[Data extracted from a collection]
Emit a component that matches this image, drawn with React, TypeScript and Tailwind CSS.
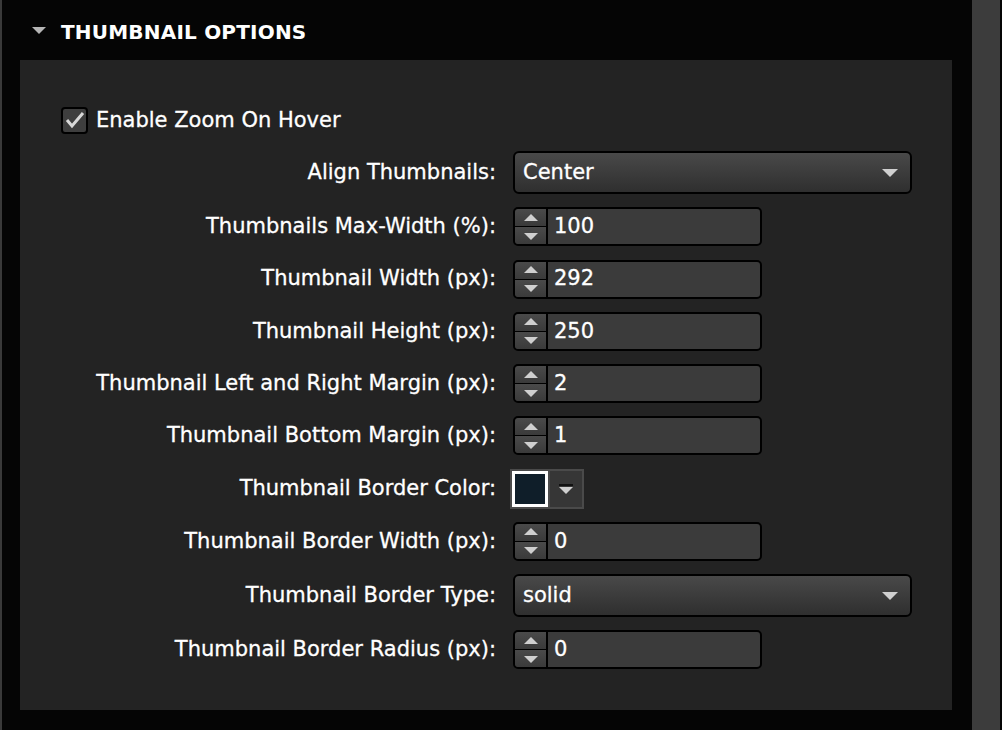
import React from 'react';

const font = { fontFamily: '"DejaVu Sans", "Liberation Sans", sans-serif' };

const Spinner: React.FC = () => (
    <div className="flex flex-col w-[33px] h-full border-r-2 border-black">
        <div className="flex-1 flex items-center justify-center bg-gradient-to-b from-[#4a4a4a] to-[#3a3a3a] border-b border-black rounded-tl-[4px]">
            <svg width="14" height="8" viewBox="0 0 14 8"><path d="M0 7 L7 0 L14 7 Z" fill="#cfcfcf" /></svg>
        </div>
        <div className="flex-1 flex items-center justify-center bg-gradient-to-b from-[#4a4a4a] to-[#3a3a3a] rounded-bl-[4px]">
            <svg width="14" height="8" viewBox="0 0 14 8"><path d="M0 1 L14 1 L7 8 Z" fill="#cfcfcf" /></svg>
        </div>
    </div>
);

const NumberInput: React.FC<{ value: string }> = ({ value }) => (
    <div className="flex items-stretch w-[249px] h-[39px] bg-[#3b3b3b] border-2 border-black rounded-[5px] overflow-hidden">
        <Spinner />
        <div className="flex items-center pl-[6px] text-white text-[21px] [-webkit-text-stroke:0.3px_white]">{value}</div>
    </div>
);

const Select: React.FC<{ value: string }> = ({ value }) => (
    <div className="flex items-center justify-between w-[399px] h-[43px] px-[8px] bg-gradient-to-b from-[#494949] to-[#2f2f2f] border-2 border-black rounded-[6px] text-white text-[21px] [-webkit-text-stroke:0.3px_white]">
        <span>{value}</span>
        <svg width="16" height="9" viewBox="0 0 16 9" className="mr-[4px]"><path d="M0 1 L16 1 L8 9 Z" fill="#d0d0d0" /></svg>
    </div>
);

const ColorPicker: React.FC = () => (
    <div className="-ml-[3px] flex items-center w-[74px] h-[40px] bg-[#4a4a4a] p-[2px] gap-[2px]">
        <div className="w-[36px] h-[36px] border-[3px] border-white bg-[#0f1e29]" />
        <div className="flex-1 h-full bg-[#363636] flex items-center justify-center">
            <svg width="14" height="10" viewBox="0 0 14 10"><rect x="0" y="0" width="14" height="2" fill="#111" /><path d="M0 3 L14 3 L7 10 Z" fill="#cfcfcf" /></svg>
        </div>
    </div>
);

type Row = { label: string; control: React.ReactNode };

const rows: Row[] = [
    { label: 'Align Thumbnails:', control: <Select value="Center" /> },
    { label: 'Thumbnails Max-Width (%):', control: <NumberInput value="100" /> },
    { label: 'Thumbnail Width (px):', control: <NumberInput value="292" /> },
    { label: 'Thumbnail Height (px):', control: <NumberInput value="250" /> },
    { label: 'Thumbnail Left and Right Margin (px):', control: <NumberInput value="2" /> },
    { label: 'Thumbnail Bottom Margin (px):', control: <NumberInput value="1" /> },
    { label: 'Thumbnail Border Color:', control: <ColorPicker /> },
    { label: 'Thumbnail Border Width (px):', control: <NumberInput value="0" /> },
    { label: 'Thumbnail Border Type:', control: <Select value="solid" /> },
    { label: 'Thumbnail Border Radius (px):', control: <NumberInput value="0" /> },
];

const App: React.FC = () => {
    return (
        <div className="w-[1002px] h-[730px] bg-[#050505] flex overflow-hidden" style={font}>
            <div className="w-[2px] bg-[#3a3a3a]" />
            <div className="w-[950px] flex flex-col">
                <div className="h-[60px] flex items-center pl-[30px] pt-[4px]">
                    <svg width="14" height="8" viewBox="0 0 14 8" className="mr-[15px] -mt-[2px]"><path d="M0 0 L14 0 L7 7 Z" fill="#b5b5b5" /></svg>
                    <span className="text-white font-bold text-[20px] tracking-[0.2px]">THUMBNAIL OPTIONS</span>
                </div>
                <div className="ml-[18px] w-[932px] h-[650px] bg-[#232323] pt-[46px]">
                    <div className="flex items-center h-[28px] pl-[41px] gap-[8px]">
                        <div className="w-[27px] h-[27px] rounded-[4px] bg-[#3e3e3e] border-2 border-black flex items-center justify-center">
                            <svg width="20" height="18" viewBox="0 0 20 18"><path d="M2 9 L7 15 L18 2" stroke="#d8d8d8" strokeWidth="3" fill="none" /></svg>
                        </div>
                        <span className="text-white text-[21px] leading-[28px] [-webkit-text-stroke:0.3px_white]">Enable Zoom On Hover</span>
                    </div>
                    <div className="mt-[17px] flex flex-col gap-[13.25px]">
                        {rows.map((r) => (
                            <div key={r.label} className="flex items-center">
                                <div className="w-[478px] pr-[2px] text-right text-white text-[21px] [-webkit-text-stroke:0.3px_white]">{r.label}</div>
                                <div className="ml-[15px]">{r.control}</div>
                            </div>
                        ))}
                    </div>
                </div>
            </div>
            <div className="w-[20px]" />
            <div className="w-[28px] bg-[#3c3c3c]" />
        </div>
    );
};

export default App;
--
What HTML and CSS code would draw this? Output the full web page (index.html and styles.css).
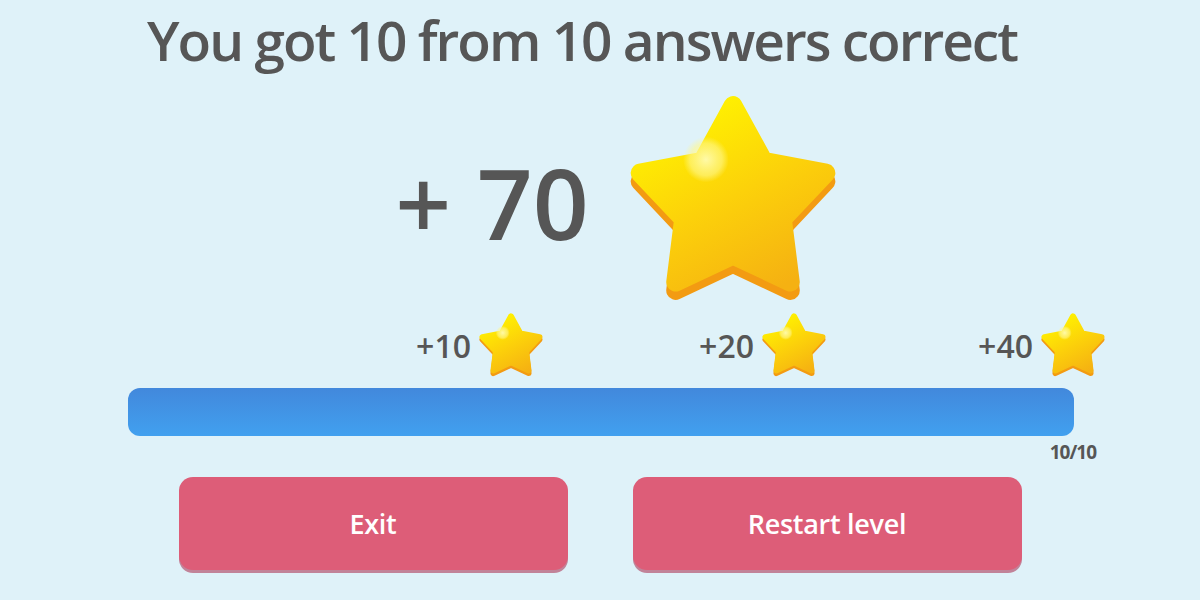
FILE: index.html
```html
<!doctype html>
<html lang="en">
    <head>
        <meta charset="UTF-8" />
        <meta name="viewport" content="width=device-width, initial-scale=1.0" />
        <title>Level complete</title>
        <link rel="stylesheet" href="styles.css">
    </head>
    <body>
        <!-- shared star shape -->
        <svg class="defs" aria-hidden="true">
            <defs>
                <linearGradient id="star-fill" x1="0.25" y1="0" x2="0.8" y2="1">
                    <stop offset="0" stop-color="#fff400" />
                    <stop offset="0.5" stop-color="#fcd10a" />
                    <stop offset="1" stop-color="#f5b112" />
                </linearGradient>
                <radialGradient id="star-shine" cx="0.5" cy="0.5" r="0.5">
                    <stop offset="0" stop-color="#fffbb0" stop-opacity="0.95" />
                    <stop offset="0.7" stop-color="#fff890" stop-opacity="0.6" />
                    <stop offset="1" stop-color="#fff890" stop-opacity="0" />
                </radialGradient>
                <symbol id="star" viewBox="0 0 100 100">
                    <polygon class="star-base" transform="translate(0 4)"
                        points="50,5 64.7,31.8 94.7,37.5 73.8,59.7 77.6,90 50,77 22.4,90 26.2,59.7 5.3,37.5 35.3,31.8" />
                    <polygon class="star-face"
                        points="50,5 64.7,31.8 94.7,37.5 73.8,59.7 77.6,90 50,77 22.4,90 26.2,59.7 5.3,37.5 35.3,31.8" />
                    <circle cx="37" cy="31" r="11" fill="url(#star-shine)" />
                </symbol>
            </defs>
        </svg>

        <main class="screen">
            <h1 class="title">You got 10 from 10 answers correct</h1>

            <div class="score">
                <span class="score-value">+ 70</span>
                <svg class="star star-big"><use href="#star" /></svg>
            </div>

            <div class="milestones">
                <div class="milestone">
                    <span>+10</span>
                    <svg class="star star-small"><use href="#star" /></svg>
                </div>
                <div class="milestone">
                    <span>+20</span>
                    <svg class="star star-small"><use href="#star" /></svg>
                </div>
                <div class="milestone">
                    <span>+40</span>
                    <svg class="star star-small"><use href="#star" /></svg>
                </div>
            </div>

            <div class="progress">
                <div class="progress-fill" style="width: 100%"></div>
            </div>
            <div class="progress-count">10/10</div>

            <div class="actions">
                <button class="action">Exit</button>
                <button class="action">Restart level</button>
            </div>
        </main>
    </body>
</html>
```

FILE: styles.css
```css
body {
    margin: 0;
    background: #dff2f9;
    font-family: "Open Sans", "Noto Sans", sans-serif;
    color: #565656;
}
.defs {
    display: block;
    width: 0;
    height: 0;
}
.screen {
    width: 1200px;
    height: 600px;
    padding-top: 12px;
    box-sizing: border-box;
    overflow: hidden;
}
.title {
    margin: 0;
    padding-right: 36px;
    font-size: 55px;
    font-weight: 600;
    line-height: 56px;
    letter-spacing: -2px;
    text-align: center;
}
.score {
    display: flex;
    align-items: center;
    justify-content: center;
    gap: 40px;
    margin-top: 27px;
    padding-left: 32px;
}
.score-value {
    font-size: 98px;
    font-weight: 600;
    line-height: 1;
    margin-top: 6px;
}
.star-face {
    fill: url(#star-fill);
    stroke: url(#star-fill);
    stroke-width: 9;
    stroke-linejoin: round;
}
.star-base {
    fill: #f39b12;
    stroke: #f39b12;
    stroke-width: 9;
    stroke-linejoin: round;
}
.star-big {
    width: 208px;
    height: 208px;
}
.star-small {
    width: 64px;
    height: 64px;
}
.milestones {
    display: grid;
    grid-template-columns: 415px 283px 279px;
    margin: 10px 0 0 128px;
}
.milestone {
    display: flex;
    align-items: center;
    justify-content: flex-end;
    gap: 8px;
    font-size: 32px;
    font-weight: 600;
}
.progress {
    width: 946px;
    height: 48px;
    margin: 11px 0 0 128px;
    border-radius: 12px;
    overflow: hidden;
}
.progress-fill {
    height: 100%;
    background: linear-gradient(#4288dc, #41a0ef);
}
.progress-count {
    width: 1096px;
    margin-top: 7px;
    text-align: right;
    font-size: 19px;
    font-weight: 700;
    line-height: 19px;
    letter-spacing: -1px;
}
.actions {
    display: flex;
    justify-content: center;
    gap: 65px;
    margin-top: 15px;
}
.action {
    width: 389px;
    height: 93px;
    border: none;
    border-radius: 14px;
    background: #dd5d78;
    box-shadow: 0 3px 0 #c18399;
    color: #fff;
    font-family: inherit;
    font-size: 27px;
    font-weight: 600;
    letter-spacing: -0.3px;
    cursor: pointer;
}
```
...
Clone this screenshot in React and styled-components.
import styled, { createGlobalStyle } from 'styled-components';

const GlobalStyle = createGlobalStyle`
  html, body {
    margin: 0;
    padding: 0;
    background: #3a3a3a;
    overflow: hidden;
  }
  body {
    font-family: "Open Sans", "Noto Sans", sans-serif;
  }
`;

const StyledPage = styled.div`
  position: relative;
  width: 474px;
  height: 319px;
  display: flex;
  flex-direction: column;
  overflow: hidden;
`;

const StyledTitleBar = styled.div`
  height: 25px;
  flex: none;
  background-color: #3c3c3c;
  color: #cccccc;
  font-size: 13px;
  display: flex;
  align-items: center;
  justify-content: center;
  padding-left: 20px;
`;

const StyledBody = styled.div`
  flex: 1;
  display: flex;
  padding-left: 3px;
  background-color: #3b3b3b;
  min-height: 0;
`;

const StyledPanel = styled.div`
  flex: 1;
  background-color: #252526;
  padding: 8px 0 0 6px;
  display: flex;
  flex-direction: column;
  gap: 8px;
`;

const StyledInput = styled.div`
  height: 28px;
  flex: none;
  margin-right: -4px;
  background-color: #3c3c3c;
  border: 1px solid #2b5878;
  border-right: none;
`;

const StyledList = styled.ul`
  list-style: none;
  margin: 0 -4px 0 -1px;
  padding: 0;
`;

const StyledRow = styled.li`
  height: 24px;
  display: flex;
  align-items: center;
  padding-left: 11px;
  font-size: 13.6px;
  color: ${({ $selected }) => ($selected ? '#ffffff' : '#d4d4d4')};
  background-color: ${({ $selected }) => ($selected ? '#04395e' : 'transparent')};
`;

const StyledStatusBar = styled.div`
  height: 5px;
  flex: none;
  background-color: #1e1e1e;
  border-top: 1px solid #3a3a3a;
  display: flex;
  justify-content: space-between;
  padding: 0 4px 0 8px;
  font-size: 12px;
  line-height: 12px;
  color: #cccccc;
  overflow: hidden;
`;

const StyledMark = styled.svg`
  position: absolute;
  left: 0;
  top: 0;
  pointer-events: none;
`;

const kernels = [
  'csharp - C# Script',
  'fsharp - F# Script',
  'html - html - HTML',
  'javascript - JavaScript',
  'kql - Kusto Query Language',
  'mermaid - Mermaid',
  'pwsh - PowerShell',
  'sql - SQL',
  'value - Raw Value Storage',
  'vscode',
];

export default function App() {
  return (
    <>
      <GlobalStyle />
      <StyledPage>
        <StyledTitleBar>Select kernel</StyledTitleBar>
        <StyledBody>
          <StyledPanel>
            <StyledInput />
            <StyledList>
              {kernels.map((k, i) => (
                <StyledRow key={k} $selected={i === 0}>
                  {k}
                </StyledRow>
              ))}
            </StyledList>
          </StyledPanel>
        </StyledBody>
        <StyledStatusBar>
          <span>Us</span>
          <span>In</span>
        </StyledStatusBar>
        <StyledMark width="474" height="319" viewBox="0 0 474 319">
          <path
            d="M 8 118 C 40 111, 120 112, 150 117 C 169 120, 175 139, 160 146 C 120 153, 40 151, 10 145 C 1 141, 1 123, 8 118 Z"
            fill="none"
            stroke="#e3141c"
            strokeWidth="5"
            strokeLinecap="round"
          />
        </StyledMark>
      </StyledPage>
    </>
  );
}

** Problem **
Beginning at the line above that contains "Emit a component", repeat each line exactly through the one that contains "string; control: React.ReactNode", and leave out the pictures.

** Solution **
Emit a component that matches this image, drawn with React, TypeScript and Tailwind CSS.
import React from 'react';

const font = { fontFamily: '"DejaVu Sans", "Liberation Sans", sans-serif' };

const Spinner: React.FC = () => (
    <div className="flex flex-col w-[33px] h-full border-r-2 border-black">
        <div className="flex-1 flex items-center justify-center bg-gradient-to-b from-[#4a4a4a] to-[#3a3a3a] border-b border-black rounded-tl-[4px]">
            <svg width="14" height="8" viewBox="0 0 14 8"><path d="M0 7 L7 0 L14 7 Z" fill="#cfcfcf" /></svg>
        </div>
        <div className="flex-1 flex items-center justify-center bg-gradient-to-b from-[#4a4a4a] to-[#3a3a3a] rounded-bl-[4px]">
            <svg width="14" height="8" viewBox="0 0 14 8"><path d="M0 1 L14 1 L7 8 Z" fill="#cfcfcf" /></svg>
        </div>
    </div>
);

const NumberInput: React.FC<{ value: string }> = ({ value }) => (
    <div className="flex items-stretch w-[249px] h-[39px] bg-[#3b3b3b] border-2 border-black rounded-[5px] overflow-hidden">
        <Spinner />
        <div className="flex items-center pl-[6px] text-white text-[21px] [-webkit-text-stroke:0.3px_white]">{value}</div>
    </div>
);

const Select: React.FC<{ value: string }> = ({ value }) => (
    <div className="flex items-center justify-between w-[399px] h-[43px] px-[8px] bg-gradient-to-b from-[#494949] to-[#2f2f2f] border-2 border-black rounded-[6px] text-white text-[21px] [-webkit-text-stroke:0.3px_white]">
        <span>{value}</span>
        <svg width="16" height="9" viewBox="0 0 16 9" className="mr-[4px]"><path d="M0 1 L16 1 L8 9 Z" fill="#d0d0d0" /></svg>
    </div>
);

const ColorPicker: React.FC = () => (
    <div className="-ml-[3px] flex items-center w-[74px] h-[40px] bg-[#4a4a4a] p-[2px] gap-[2px]">
        <div className="w-[36px] h-[36px] border-[3px] border-white bg-[#0f1e29]" />
        <div className="flex-1 h-full bg-[#363636] flex items-center justify-center">
            <svg width="14" height="10" viewBox="0 0 14 10"><rect x="0" y="0" width="14" height="2" fill="#111" /><path d="M0 3 L14 3 L7 10 Z" fill="#cfcfcf" /></svg>
        </div>
    </div>
);

type Row = { label: string; control: React.ReactNode };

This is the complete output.